May, “Daha fakir ülkelerde, İngiltere’de yaşamak isteyecek milyonlarca insan var ve her ülkenin alabileceği ve alması gereken mülteci miktarının bir limiti var. Ülkemize kimin girdiğini kontrol etmemize olanak veren bir güç sistemine sahip olmalıyız”  diye konuştu.

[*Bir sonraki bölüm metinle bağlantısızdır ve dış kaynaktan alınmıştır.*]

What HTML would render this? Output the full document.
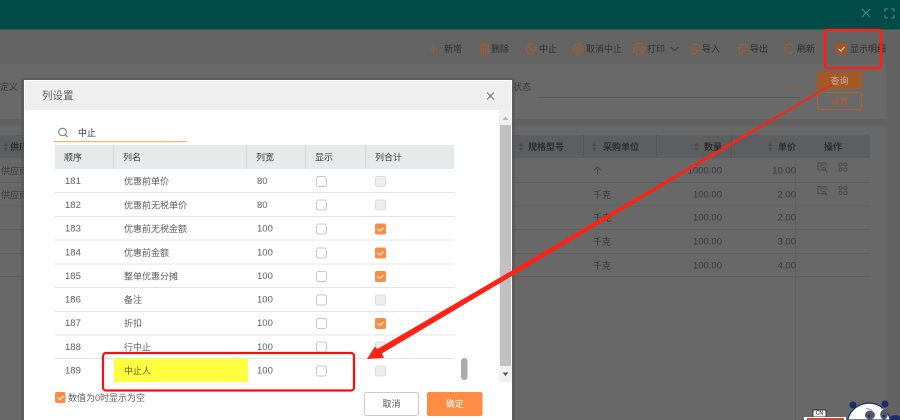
<!DOCTYPE html>
<html><head><meta charset="utf-8"><style>
html,body{margin:0;padding:0;width:900px;height:420px;overflow:hidden;background:#666}
svg{display:block;filter:blur(.3px)}
text{font-family:"Liberation Sans","Noto Sans CJK SC",sans-serif;font-size:9px;dominant-baseline:central}
.d{fill:#2e2e2e}.m{fill:#3a3a3a}.t{fill:#5e5e5e}.h{fill:#3c3c3c}
.ic{fill:none;stroke:#a65c2c;stroke-width:1.100}
.b{font-size:9.500px}
</style></head><body>
<svg width="900" height="420" viewBox="0 0 900 420">
<!-- page background -->
<rect width="900" height="420" fill="#666"/>
<rect width="900" height="29" fill="#004b47"/>
<rect y="29" width="900" height="1" fill="#2f5a58"/>
<rect y="30" width="900" height="34" fill="#646464"/>
<rect y="64" width="886" height="55" fill="#696969"/>
<rect y="119" width="886" height="7" fill="#626262"/>
<rect y="126" width="886" height="294" fill="#686868"/>
<rect x="886" y="30" width="14" height="390" fill="#636363"/>
<!-- window icons -->
<path d="M862 9l8 8M870 9l-8 8" stroke="#5f8583" stroke-width="1" fill="none"/>
<path d="M885 12V9h3M891 9h3v3M894 15v3h-3M888 18h-3v-3" stroke="#5f8583" stroke-width="1" fill="none"/>
<!-- toolbar -->
<path class="ic" d="M433.500 45v8M429.500 49h8"/><text x="444" y="49" class="d">新增</text>
<path class="ic" d="M479.500 45.500h10M481 45.500v8.500h7v-8.500M483 45.500v-1.500h3v1.500M483.500 48v4M485.500 48v4"/><text x="491" y="49" class="d">删除</text>
<circle class="ic" cx="531" cy="49" r="4.800"/><path class="ic" d="M527.700 45.700l6.600 6.600"/><text x="539" y="49" class="d">中止</text>
<circle class="ic" cx="578" cy="49" r="4.800"/><circle class="ic" cx="578" cy="49" r="2"/><text x="586" y="49" class="d">取消中止</text>
<path class="ic" d="M636 47v-3.500h6v3.500M634 47h10v5h-2.500M636.500 52H634v-5M636.500 50h5v4.500h-5z"/><text x="647" y="49" class="d">打印</text>
<path d="M670.500 47l4 3.500 4-3.500" fill="none" stroke="#3a3a3a" stroke-width=".9"/>
<path class="ic" d="M692 46v8h4M693 44.500h5l2 2v5M695 49l3 2-3 2"/><text x="702" y="49" class="d">导入</text>
<path class="ic" d="M739 46v8h4M740 44.500h5l2 2v5M742 49l3 2-3 2"/><text x="750" y="49" class="d">导出</text>
<path class="ic" d="M792.800 45.800a4.500 4.500 0 1 0 1 3.700"/><text x="797" y="49" class="d">刷新</text>
<rect x="836" y="43" width="11" height="11" rx="2" fill="#a3541f"/><path d="M838.500 49l2.500 2 3.500-4" fill="none" stroke="#ddd" stroke-width="1"/>
<text x="850" y="49" class="d">显示明细</text>
<!-- search area -->
<text x="0" y="87" class="m">定义</text>
<text x="513" y="87" class="m">状态</text>
<rect x="538" y="97" width="262" height="1" fill="#5a5a5a"/>
<path d="M788 83l4 4 4-4" fill="none" stroke="#a05a2e" stroke-width=".9"/>
<rect x="817" y="72" width="45" height="17" rx="1.500" fill="#a55a26"/><text x="839.500" y="81" text-anchor="middle" fill="#c8b2a0">查询</text>
<rect x="817.500" y="92.500" width="44" height="17" rx="1.500" fill="none" stroke="#ab6232"/><text x="839.500" y="101.500" text-anchor="middle" fill="#ab6436">设置</text>
<!-- background table -->
<rect y="135" width="870" height="23" fill="#5c5e60"/>
<g fill="#5f5f5f">
<rect y="182" width="870" height="1"/><rect y="205.500" width="870" height="1"/><rect y="229" width="870" height="1"/><rect y="253" width="870" height="1"/><rect y="276" width="870" height="1"/>
</g>
<rect x="795" y="135" width="1" height="285" fill="#616161"/>
<rect x="656" y="135" width="1" height="23" fill="#555"/><rect x="731" y="135" width="1" height="23" fill="#555"/><rect x="583" y="135" width="1" height="23" fill="#555"/>
<g fill="#4a4c4e">
<path d="M3 146l2.500-3 2.500 3zM3 148l2.500 3 2.500-3z"/>
<path d="M518.500 146l2.500-3 2.500 3zM518.500 148l2.500 3 2.500-3z"/>
<path d="M592 146l2.500-3 2.500 3zM592 148l2.500 3 2.500-3z"/>
<path d="M694 146l2.500-3 2.500 3zM694 148l2.500 3 2.500-3z"/>
<path d="M768 146l2.500-3 2.500 3zM768 148l2.500 3 2.500-3z"/>
</g>
<text x="10" y="147" class="d" font-weight="bold">供应</text>
<text x="528" y="147" class="d" font-weight="bold">规格型号</text>
<text x="603" y="147" class="d" font-weight="bold">采购单位</text>
<text x="704" y="147" class="d" font-weight="bold">数量</text>
<text x="778" y="147" class="d" font-weight="bold">单价</text>
<text x="824" y="147" class="d" font-weight="bold">操作</text>
<text x="1" y="171" class="m">供应商</text>
<text x="1" y="195" class="m">供应商</text>
<text x="593" y="171" class="m">个</text>
<text x="593" y="195" class="m">千克</text><text x="593" y="218" class="m">千克</text><text x="593" y="242" class="m">千克</text><text x="593" y="266" class="m">千克</text>
<g text-anchor="end">
<text x="722" y="171" class="m b">1000.00</text><text x="722" y="195" class="m b">100.00</text><text x="722" y="218" class="m b">100.00</text><text x="722" y="242" class="m b">100.00</text><text x="722" y="266" class="m b">100.00</text>
<text x="796" y="171" class="m b">10.00</text><text x="796" y="195" class="m b">2.00</text><text x="796" y="218" class="m b">2.00</text><text x="796" y="242" class="m b">3.00</text><text x="796" y="266" class="m b">4.00</text>
</g>
<g fill="none" stroke="#444" stroke-width=".8">
<path d="M825 170h-7v-7h8v3M820 165h4M820 167h2"/><circle cx="824" cy="169" r="1.500"/><path d="M825 170l2 1.500"/>
<rect x="839" y="163" width="3" height="3" rx="1"/><rect x="844" y="163" width="3" height="3" rx="1"/><rect x="839" y="168" width="3" height="3" rx="1"/><rect x="844" y="168" width="3" height="3" rx="1"/>
<path d="M825 193.500h-7v-7h8v3M820 188.500h4M820 190.500h2"/><circle cx="824" cy="192.500" r="1.500"/><path d="M825 193.500l2 1.500"/>
<rect x="839" y="186.500" width="3" height="3" rx="1"/><rect x="844" y="186.500" width="3" height="3" rx="1"/><rect x="839" y="191.500" width="3" height="3" rx="1"/><rect x="844" y="191.500" width="3" height="3" rx="1"/>
</g>
<!-- modal -->
<rect x="21" y="78" width="494" height="342" fill="#555" opacity=".55"/>
<rect x="24" y="80" width="488" height="340" fill="#fff"/>
<rect x="25" y="81" width="486" height="29" fill="#efefef"/>
<text x="42" y="96" fill="#5e5e5e" style="font-size:10.500px">列设置</text>
<path d="M487 92.500l7 7M494 92.500l-7 7" stroke="#666" stroke-width=".9" fill="none"/>
<!-- scrollbar -->
<rect x="499" y="110" width="12" height="272" fill="#f1f1f1"/>
<rect x="500" y="125" width="11" height="241" fill="#c1c1c1"/>
<path d="M502.500 120l3-3.500 3 3.500z" fill="#b5b5b5"/><path d="M502.500 372.500h6l-3 3.500z" fill="#555"/>
<!-- search -->
<circle cx="62.500" cy="132" r="3.800" fill="none" stroke="#666" stroke-width=".9"/><path d="M65.500 135l2 2" stroke="#666" stroke-width=".9"/>
<text x="78" y="133" fill="#333">中止</text>
<rect x="54" y="141" width="133" height="1.200" fill="#fdae78"/>
<!-- table head -->
<rect x="55" y="145" width="399" height="24" fill="#e8e9eb"/>
<g fill="#d6d6d6"><rect x="113" y="145" width="1" height="24"/><rect x="246" y="145" width="1" height="24"/><rect x="305" y="145" width="1" height="24"/><rect x="365" y="145" width="1" height="24"/></g>
<text x="64" y="157.500" class="h">顺序</text><text x="123" y="157.500" class="h">列名</text><text x="256" y="157.500" class="h">列宽</text><text x="315" y="157.500" class="h">显示</text><text x="375" y="157.500" class="h">列合计</text>
<g fill="#e4e4e4">
<rect x="55" y="192" width="400" height="1"/><rect x="55" y="216" width="400" height="1"/><rect x="55" y="239.500" width="400" height="1"/><rect x="55" y="263.500" width="400" height="1"/><rect x="55" y="287" width="400" height="1"/><rect x="55" y="311" width="400" height="1"/><rect x="55" y="334.500" width="400" height="1"/><rect x="55" y="358" width="400" height="1"/>
</g>
<!-- rows -->
<rect x="114" y="358.500" width="134" height="23.500" fill="#ffff40"/>
<text x="65" y="181.500" class="t b">181</text><text x="124" y="181.500" class="t">优惠前单价</text><text x="257" y="181.500" class="t b">80</text>
<text x="65" y="205.500" class="t b">182</text><text x="124" y="205.500" class="t">优惠前无税单价</text><text x="257" y="205.500" class="t b">80</text>
<text x="65" y="229" class="t b">183</text><text x="124" y="229" class="t">优惠前无税金额</text><text x="257" y="229" class="t b">100</text>
<text x="65" y="253" class="t b">184</text><text x="124" y="253" class="t">优惠前金额</text><text x="257" y="253" class="t b">100</text>
<text x="65" y="276.500" class="t b">185</text><text x="124" y="276.500" class="t">整单优惠分摊</text><text x="257" y="276.500" class="t b">100</text>
<text x="65" y="300" class="t b">186</text><text x="124" y="300" class="t">备注</text><text x="257" y="300" class="t b">100</text>
<text x="65" y="323.500" class="t b">187</text><text x="124" y="323.500" class="t">折扣</text><text x="257" y="323.500" class="t b">100</text>
<text x="65" y="347.500" class="t b">188</text><text x="124" y="347.500" class="t">行中止</text><text x="257" y="347.500" class="t b">100</text>
<text x="65" y="371" class="t b">189</text><text x="124" y="371" fill="#5a5a20">中止人</text><text x="257" y="371" class="t b">100</text>
<!-- show checkboxes -->
<g fill="#fff" stroke="#c8c8c8">
<rect x="316.500" y="176.500" width="10" height="10" rx="2"/><rect x="316.500" y="200" width="10" height="10" rx="2"/><rect x="316.500" y="224" width="10" height="10" rx="2"/><rect x="316.500" y="248" width="10" height="10" rx="2"/><rect x="316.500" y="271.500" width="10" height="10" rx="2"/><rect x="316.500" y="295" width="10" height="10" rx="2"/><rect x="316.500" y="318.500" width="10" height="10" rx="2"/><rect x="316.500" y="342" width="10" height="10" rx="2"/><rect x="316.500" y="366" width="10" height="10" rx="2"/>
</g>
<!-- sum disabled -->
<g fill="#eee" stroke="#dcdcdc">
<rect x="375.500" y="176.500" width="10" height="10" rx="2"/><rect x="375.500" y="200" width="10" height="10" rx="2"/><rect x="375.500" y="295" width="10" height="10" rx="2"/><rect x="375.500" y="342" width="10" height="10" rx="2"/><rect x="375.500" y="366" width="10" height="10" rx="2"/>
</g>
<!-- sum checked -->
<g fill="#ff8c42"><rect x="375" y="223.500" width="11" height="11" rx="2"/><rect x="375" y="247.500" width="11" height="11" rx="2"/><rect x="375" y="271" width="11" height="11" rx="2"/><rect x="375" y="318" width="11" height="11" rx="2"/></g>
<g fill="none" stroke="#fff" stroke-width="1.100"><path d="M377.500 229l2.500 2 3.500-3.500"/><path d="M377.500 253l2.500 2 3.500-3.500"/><path d="M377.500 276.500l2.500 2 3.500-3.500"/><path d="M377.500 323.500l2.500 2 3.500-3.500"/></g>
<rect x="461" y="358" width="6.500" height="22" rx="3" fill="#ababab"/>
<!-- footer -->
<rect x="55" y="392" width="10.500" height="11" rx="2" fill="#ff8c42"/><path d="M57.500 397.500l2.500 2 3.500-3.500" fill="none" stroke="#fff" stroke-width="1.100"/>
<text x="68" y="398" class="t">数值为0时显示为空</text>
<rect x="364.500" y="392.500" width="54" height="23" rx="2" fill="#fff" stroke="#ccc"/><text x="391.500" y="404" text-anchor="middle" fill="#555">取消</text>
<rect x="427" y="392" width="55.500" height="24" rx="2" fill="#ff8c42"/><text x="454.700" y="404" text-anchor="middle" fill="#fff">确定</text>
<!-- annotations -->
<rect x="825" y="30" width="56" height="38" rx="2" fill="none" stroke="#ff1e12" stroke-width="2.500"/>
<rect x="103" y="353" width="251" height="37.500" rx="3" fill="none" stroke="#ff0d0d" stroke-width="2.200"/>
<path d="M832 83.500l.8 1.400L381.800 353.500l2.200 4.500-17 1 8-12.500 2.500 2.500z" fill="#ff2215"/>
<!-- sticker -->
<rect x="813" y="410" width="13" height="7" fill="#eee" stroke="#222" stroke-width=".8"/>
<text x="819.500" y="413.500" text-anchor="middle" fill="#111" style="font-size:5px">CN</text>
<rect x="804" y="417" width="42" height="3" fill="#fff"/>
<rect x="807" y="418" width="37" height="2" fill="#d6452a"/>
<circle cx="853" cy="405" r="3.500" fill="#1d2b6b"/><circle cx="885" cy="404" r="3.500" fill="#1d2b6b"/>
<path d="M847.600 420A22 22 0 0 1 890.400 420z" fill="#fff" stroke="#1d2b6b" stroke-width="1.200"/>
<ellipse cx="870" cy="415" rx="5" ry="4.500" fill="#555a66"/><circle cx="869" cy="416" r="1.400" fill="#1d2b6b"/>
<ellipse cx="884" cy="414.500" rx="3.800" ry="5" fill="#555a66"/><circle cx="884" cy="416" r="1.300" fill="#1d2b6b"/>
<path d="M866 408l6 2M880 408l5 1" stroke="#889" stroke-width=".8" fill="none"/>
<path d="M890 417c4-3 8-2 10 0v3h-9z" fill="#1d2b6b"/>
</svg>
</body></html>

"İngiltere her yıl yüz binlerce göçmen ağına ihtiyacı yok… İngiltere’ye şu an gelen herkes kabiliyetli bir elektrikçi, mühendis ya da doktor değil… Son on yıldır tecrübe ettiğimiz ölçüde göçün ulusal menfaatlerimize dair hiçbir getirisi yok. “

Daha sonra May, bu tehdidin defedilmesi için ne yapılması gerektiğine dair görüşünü aktarmaya başladı. Bu fikirler göçmenlere verilen hakların kesilmesini, İngiltere’ye iltica talebinde bulunulmasını zorlaştırmayı, diğer AB ülkelerinin vatandaşı olanlarının tümünün iltica taleplerini reddetmeyi, diğer AB ülkelerini daha az iltica talebini kabul etmeleri için yüreklendirmeyi ve yabancı öğrencilerin eğitimini bitirdikleri zaman ülkeden ayrıldıklarına emin olmak için kontrol yapılmasını içeriyordu.

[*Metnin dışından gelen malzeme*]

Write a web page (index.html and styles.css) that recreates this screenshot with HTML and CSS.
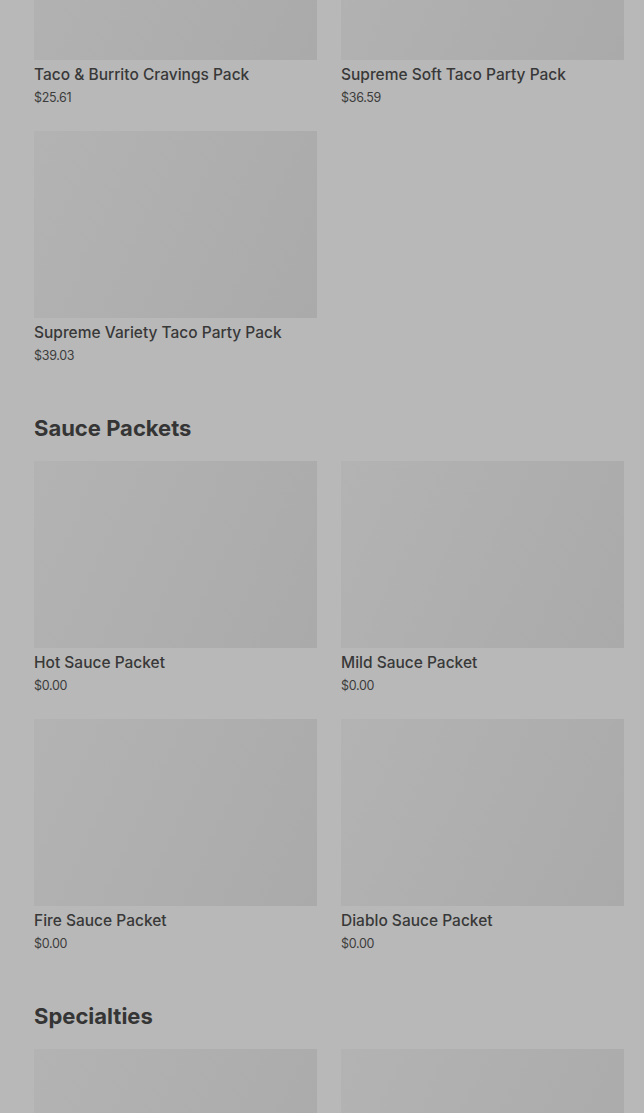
FILE: index.html
```html
<!DOCTYPE html>
<html>
<head>
<meta charset="utf-8">
<link rel="stylesheet" href="styles.css">
</head>
<body>
<main class="menu">
  <section class="section first">
    <div class="grid">
      <div class="card"><div class="thumb"></div><div class="name">Taco &amp; Burrito Cravings Pack</div><div class="price">$25.61</div></div>
      <div class="card"><div class="thumb"></div><div class="name">Supreme Soft Taco Party Pack</div><div class="price">$36.59</div></div>
      <div class="card"><div class="thumb"></div><div class="name">Supreme Variety Taco Party Pack</div><div class="price">$39.03</div></div>
    </div>
  </section>
  <section class="section">
    <h2 class="heading">Sauce Packets</h2>
    <div class="grid">
      <div class="card"><div class="thumb"></div><div class="name">Hot Sauce Packet</div><div class="price">$0.00</div></div>
      <div class="card"><div class="thumb"></div><div class="name">Mild Sauce Packet</div><div class="price">$0.00</div></div>
      <div class="card"><div class="thumb"></div><div class="name">Fire Sauce Packet</div><div class="price">$0.00</div></div>
      <div class="card"><div class="thumb"></div><div class="name">Diablo Sauce Packet</div><div class="price">$0.00</div></div>
    </div>
  </section>
  <section class="section">
    <h2 class="heading">Specialties</h2>
    <div class="grid">
      <div class="card"><div class="thumb"></div></div>
      <div class="card"><div class="thumb"></div></div>
    </div>
  </section>
</main>
</body>
</html>
```
FILE: styles.css
```css
html, body {
  margin: 0;
  padding: 0;
  background: #b8b8b8;
  overflow: hidden;
}
body {
  font-family: Inter, "Noto Sans", "Liberation Sans", sans-serif;
  color: #333333;
  height: 1113px;
}
.menu {
  padding: 0 20px 0 34px;
  margin-top: -127px;
}
.section {
  margin-top: 49px;
}
.section.first {
  margin-top: 0;
}
.heading {
  margin: 0 0 19px 0;
  font-size: 22px;
  line-height: 28px;
  font-weight: 700;
  letter-spacing: 0;
  color: #353535;
}
.grid {
  display: grid;
  grid-template-columns: 283px 283px;
  column-gap: 24px;
  row-gap: 24px;
}
.card {
  display: flex;
  flex-direction: column;
}
.thumb {
  height: 187px;
  background: linear-gradient(115deg, #b3b3b3 0%, #afafaf 45%, #aaaaaa 100%);
}
.name {
  margin-top: 5px;
  font-size: 15.5px;
  line-height: 20px;
  font-weight: 500;
  color: #383838;
  white-space: nowrap;
}
.price {
  margin-top: 4px;
  font-size: 12.5px;
  line-height: 18px;
  font-weight: 400;
  color: #3c3c3c;
  letter-spacing: -0.3px;
}
```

Avrupa’nın ortak bir göç ve iltica politikası yönünde çalışmasına dair öneriye onun cevabı “bin yıl içerisinde olmaz”dı. 3015 yılına kadar talimatlarına itaat edildiğinden emin olmak için etrafta olmayı nasıl hayal ettiği açıklayamadığı bir noktaydı…

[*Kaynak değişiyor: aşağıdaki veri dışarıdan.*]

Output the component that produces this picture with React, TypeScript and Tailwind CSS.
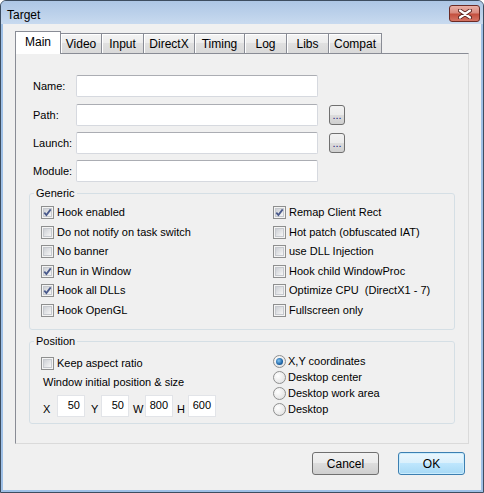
import React from 'react';

function CheckBox({ checked }: { checked?: boolean }) {
  return (
    <span className="relative flex h-[13px] w-[13px] shrink-0 items-center justify-center border border-[#8e8f8f] bg-[#f4f4f4]">
      <span className="h-[9px] w-[9px] border border-[#c6c9ce] bg-[linear-gradient(135deg,#cdd0d5,#f6f6f6)]" />
      {checked && (
        <svg className="absolute left-0 top-0" width="11" height="11" viewBox="0 0 11 11">
          <path d="M2.3 5.6 L4.4 8 L8.7 2.4" fill="none" stroke="#4a5a8c" strokeWidth="1.8" />
        </svg>
      )}
    </span>
  );
}

function Radio({ checked }: { checked?: boolean }) {
  return (
    <span className="flex h-[13px] w-[13px] shrink-0 items-center justify-center rounded-full border border-[#8e8f8f] bg-[radial-gradient(circle_at_35%_35%,#ffffff,#dcdcdc)]">
      {checked && (
        <span className="h-[7px] w-[7px] rounded-full bg-[radial-gradient(circle_at_40%_40%,#86c6f2,#1e64a6_60%,#0c3c6e)]" />
      )}
    </span>
  );
}

function CheckRow({ label, checked }: { label: string; checked?: boolean }) {
  return (
    <div className="flex h-[19.5px] items-center gap-[3px]">
      <CheckBox checked={checked} />
      <span className="whitespace-pre">{label}</span>
    </div>
  );
}

function RadioRow({ label, checked }: { label: string; checked?: boolean }) {
  return (
    <div className="flex h-[16px] items-center gap-[2px]">
      <Radio checked={checked} />
      <span>{label}</span>
    </div>
  );
}

function FieldRow({ label, browse, className }: { label: string; browse?: boolean; className?: string }) {
  return (
    <div className={`flex h-[22px] items-center ${className ?? ''}`}>
      <span className="w-[43px]">{label}</span>
      <div className="h-[22px] w-[242px] rounded-[2px] border border-[#d6d9df] border-t-[#abadb3] bg-white" />
      {browse && (
        <button className="ml-[11px] flex h-[20px] w-[16px] items-center justify-center rounded-[3px] border border-[#707070] bg-[linear-gradient(#f2f2f2,#ebebeb_50%,#dddddd_50%,#cfcfcf)] text-[11px] leading-[13px] text-[#1a1a7a]">
          ...
        </button>
      )}
    </div>
  );
}

function NumBox({ value }: { value: string }) {
  return (
    <div className="h-[22px] w-[28px] border border-[#e2e4e8] bg-white pr-[4px] pt-[3px] text-right">
      {value}
    </div>
  );
}

const tabs = [
  { name: 'Video', w: 'w-[41px]' },
  { name: 'Input', w: 'w-[42px]' },
  { name: 'DirectX', w: 'w-[51px]' },
  { name: 'Timing', w: 'w-[50px]' },
  { name: 'Log', w: 'w-[42px]' },
  { name: 'Libs', w: 'w-[42px]' },
  { name: 'Compat', w: 'w-[53px]' },
];

export default function App() {
  return (
    <div className="flex h-[493px] w-[484px] flex-col overflow-hidden rounded-t-[6px] border border-[#3d4d60] bg-[#9fc0e6] font-['Liberation_Sans',Arial,sans-serif] text-[11px] leading-[13px] text-black">
      {/* Title bar */}
      <div className="flex h-[23px] shrink-0 items-start bg-[linear-gradient(#adc6e5,#c8daef)]">
        <span className="flex-1 pl-[6px] pt-[7px] text-[12px] leading-[14px]">Target</span>
        <button className="mr-[3px] mt-[4px] flex h-[17px] w-[31px] items-center justify-center rounded-[3px] border border-[#6b2a24] bg-[linear-gradient(#eab0a6,#d98a7e_45%,#c4503f_55%,#d57464)]">
          <svg width="14" height="10" viewBox="0 0 14 10">
            <path d="M2 1.5 L12 8.5 M12 1.5 L2 8.5" stroke="#5a231e" strokeWidth="4" strokeLinecap="round" />
            <path d="M2 1.5 L12 8.5 M12 1.5 L2 8.5" stroke="#ffffff" strokeWidth="2.2" strokeLinecap="round" />
          </svg>
        </button>
      </div>

      {/* Client area */}
      <div className="mx-[2px] flex h-[466px] shrink-0 flex-col bg-[#f0f0f0] pt-[7px]">
        {/* Tabs */}
        <div className="ml-[12px] flex h-[22px] items-end">
          <div className="relative z-10 -mb-px flex h-[23px] w-[46px] justify-center border border-b-0 border-[#898c95] bg-white pt-[3px] text-[12px] leading-[14px]">
            Main
          </div>
          {tabs.map((t) => (
            <div
              key={t.name}
              className={`flex h-[20px] ${t.w} justify-center border border-b-0 border-l-0 border-[#898c95] bg-[linear-gradient(#f4f4f4,#ececec_50%,#e0e0e0_50%,#d9d9d9)] pt-[3px] text-[12px] leading-[14px] shadow-[inset_1px_1px_0_#ffffff]`}
            >
              {t.name}
            </div>
          ))}
        </div>

        {/* Tab panel */}
        <div className="ml-[12px] h-[391px] w-[454px] border border-[#898c95] border-b-[#dadada] border-r-[#dadada] bg-[#f0f0f0]">
          <div className="pl-[17px] pt-[21px]">
            <FieldRow label="Name:" />
            <FieldRow label="Path:" browse className="mt-[7px]" />
            <FieldRow label="Launch:" browse className="mt-[6px]" />
            <FieldRow label="Module:" className="mt-[6px]" />
          </div>

          <fieldset className="ml-[13px] mt-[5px] w-[426px] rounded-[3px] border border-[#d5dfe5] pb-[9px]">
            <legend className="ml-[4px] px-[2px]">Generic</legend>
            <div className="flex pl-[11px] pt-[3px]">
              <div className="w-[232px]">
                <CheckRow label="Hook enabled" checked />
                <CheckRow label="Do not notify on task switch" />
                <CheckRow label="No banner" />
                <CheckRow label="Run in Window" checked />
                <CheckRow label="Hook all DLLs" checked />
                <CheckRow label="Hook OpenGL" />
              </div>
              <div>
                <CheckRow label="Remap Client Rect" checked />
                <CheckRow label="Hot patch (obfuscated IAT)" />
                <CheckRow label="use DLL Injection" />
                <CheckRow label="Hook child WindowProc" />
                <CheckRow label="Optimize CPU  (DirectX1 - 7)" />
                <CheckRow label="Fullscreen only" />
              </div>
            </div>
          </fieldset>

          <fieldset className="ml-[13px] mt-[5px] w-[426px] rounded-[3px] border border-[#d5dfe5] pb-[6px]">
            <legend className="ml-[4px] px-[2px]">Position</legend>
            <div className="flex pl-[11px]">
              <div className="w-[232px] pt-[6px]">
                <div className="flex h-[19px] items-center gap-[3px]">
                  <CheckBox />
                  <span>Keep aspect ratio</span>
                </div>
                <div className="ml-[2px] mt-[3px]">Window initial position &amp; size</div>
                <div className="ml-[2px] mt-[6px] flex items-end">
                  <span className="mb-[1px] w-[14px] leading-[14px]">X</span>
                  <NumBox value="50" />
                  <span className="mb-[1px] ml-[6px] w-[10px] leading-[14px]">Y</span>
                  <NumBox value="50" />
                  <span className="mb-[1px] ml-[4px] w-[12px] leading-[14px]">W</span>
                  <NumBox value="800" />
                  <span className="mb-[1px] ml-[4px] w-[11px] leading-[14px]">H</span>
                  <NumBox value="600" />
                </div>
              </div>
              <div className="pt-[5px]">
                <RadioRow label="X,Y coordinates" checked />
                <RadioRow label="Desktop center" />
                <RadioRow label="Desktop work area" />
                <RadioRow label="Desktop" />
              </div>
            </div>
          </fieldset>
        </div>

        {/* Buttons */}
        <div className="mt-[8px] flex justify-end gap-[19px] pr-[16px] text-[12px] leading-[14px]">
          <button className="h-[23px] w-[67px] rounded-[3px] border border-[#707070] bg-[linear-gradient(#f2f2f2,#ebebeb_50%,#dddddd_50%,#cfcfcf)]">
            Cancel
          </button>
          <button className="h-[23px] w-[67px] rounded-[3px] border border-[#3c7fb1] bg-[linear-gradient(#eaf6fd,#d9f0fc_50%,#bee6fd_50%,#a7d9f5)] shadow-[inset_0_0_0_1px_#c9ecfd]">
            OK
          </button>
        </div>
      </div>
    </div>
  );
}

Bu, başka bir Theresa May’in sesiydi… Yıllarca devletin gücünü sınırlayan insan hakları düzenlemelerini tersine çevirmek isteyen ve –kanunda başkalarının hayatlarını gizlice araştıranlara verilen bir imtiyaz olarak bilinen- Araştırma Kuvvetleri Yasası (Investigatory Powers Bill)  için bastıran ve Whitehall Raporu’nu tahrif ederek ceza kanunlarının uyuşturucu kullanımı ile mücadelede etkili bir yol olmadığını söyleyen kısımları silmekle suçlanan kişi, aynı İçişleri Bakanı’ydı.

Diğer katı düşüncelerinin 10 Downing Street’in meşhur siyah kapısından adım attığında yumuşayıp yumuşamayacağını göreceğiz.